- Data supplied
-- BEGIN --

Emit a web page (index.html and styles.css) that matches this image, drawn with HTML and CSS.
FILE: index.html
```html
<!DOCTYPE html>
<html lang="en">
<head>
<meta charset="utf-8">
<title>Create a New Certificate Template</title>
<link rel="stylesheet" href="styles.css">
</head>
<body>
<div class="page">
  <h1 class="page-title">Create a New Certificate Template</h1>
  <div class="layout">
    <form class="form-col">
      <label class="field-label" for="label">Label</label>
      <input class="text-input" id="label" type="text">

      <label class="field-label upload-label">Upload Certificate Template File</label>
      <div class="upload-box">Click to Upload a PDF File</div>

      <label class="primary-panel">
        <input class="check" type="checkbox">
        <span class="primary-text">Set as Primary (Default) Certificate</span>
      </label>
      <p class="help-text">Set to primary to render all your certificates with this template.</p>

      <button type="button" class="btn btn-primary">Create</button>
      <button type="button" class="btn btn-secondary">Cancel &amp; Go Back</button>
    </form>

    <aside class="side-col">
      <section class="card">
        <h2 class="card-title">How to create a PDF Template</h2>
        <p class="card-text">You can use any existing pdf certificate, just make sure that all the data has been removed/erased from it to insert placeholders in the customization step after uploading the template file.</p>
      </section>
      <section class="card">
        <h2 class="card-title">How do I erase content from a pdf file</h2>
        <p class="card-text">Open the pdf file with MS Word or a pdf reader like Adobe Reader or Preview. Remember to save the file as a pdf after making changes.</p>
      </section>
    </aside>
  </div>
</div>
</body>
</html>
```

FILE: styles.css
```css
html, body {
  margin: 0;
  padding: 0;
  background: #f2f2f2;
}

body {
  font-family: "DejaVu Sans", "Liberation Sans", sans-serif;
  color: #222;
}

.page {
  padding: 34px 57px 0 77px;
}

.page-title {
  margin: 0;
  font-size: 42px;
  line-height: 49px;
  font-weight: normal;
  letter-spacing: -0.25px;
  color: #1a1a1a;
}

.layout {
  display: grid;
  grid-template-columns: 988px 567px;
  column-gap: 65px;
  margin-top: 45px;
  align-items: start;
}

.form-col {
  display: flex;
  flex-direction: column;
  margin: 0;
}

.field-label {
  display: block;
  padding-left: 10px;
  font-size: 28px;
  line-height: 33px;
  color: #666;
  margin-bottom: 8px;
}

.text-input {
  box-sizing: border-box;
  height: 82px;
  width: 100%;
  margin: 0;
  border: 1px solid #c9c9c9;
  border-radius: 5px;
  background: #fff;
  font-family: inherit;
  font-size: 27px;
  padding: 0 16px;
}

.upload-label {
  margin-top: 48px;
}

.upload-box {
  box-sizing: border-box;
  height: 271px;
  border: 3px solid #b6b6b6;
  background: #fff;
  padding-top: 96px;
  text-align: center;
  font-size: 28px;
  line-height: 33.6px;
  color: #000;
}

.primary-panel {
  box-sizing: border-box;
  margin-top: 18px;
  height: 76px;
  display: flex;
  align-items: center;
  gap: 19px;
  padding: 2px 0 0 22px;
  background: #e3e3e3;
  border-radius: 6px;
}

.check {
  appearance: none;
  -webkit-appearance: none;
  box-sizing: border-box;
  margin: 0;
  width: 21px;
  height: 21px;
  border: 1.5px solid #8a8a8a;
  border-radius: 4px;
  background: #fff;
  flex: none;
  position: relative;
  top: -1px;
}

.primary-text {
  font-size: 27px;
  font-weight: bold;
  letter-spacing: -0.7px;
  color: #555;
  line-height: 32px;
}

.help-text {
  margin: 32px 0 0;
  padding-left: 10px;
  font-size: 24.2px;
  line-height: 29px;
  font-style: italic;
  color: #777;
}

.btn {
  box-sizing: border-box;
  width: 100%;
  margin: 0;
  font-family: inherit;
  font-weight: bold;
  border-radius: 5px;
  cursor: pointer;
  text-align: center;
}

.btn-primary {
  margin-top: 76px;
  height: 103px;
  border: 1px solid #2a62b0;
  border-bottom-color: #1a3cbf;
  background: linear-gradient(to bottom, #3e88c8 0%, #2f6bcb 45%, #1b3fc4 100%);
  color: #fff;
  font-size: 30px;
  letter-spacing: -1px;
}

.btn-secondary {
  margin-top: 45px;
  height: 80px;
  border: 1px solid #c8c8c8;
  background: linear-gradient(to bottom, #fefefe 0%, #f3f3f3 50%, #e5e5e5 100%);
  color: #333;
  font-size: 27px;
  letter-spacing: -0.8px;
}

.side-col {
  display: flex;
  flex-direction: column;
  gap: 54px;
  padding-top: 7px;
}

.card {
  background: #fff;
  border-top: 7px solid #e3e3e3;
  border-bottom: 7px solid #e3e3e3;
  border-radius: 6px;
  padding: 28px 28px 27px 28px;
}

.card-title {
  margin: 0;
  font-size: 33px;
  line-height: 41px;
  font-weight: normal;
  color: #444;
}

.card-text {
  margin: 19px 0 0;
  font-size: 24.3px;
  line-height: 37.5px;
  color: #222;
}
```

-- END --
-- BEGIN --

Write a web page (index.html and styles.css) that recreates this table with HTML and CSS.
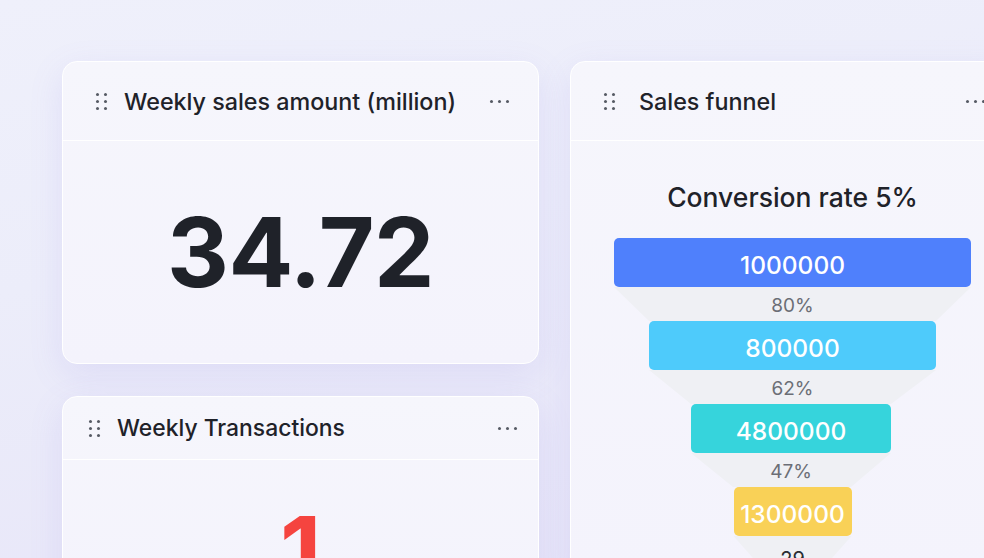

-- END --

- Goal of the exercise
Of the lines above, how many hold the word "page"? Say the number alone.

- Response
6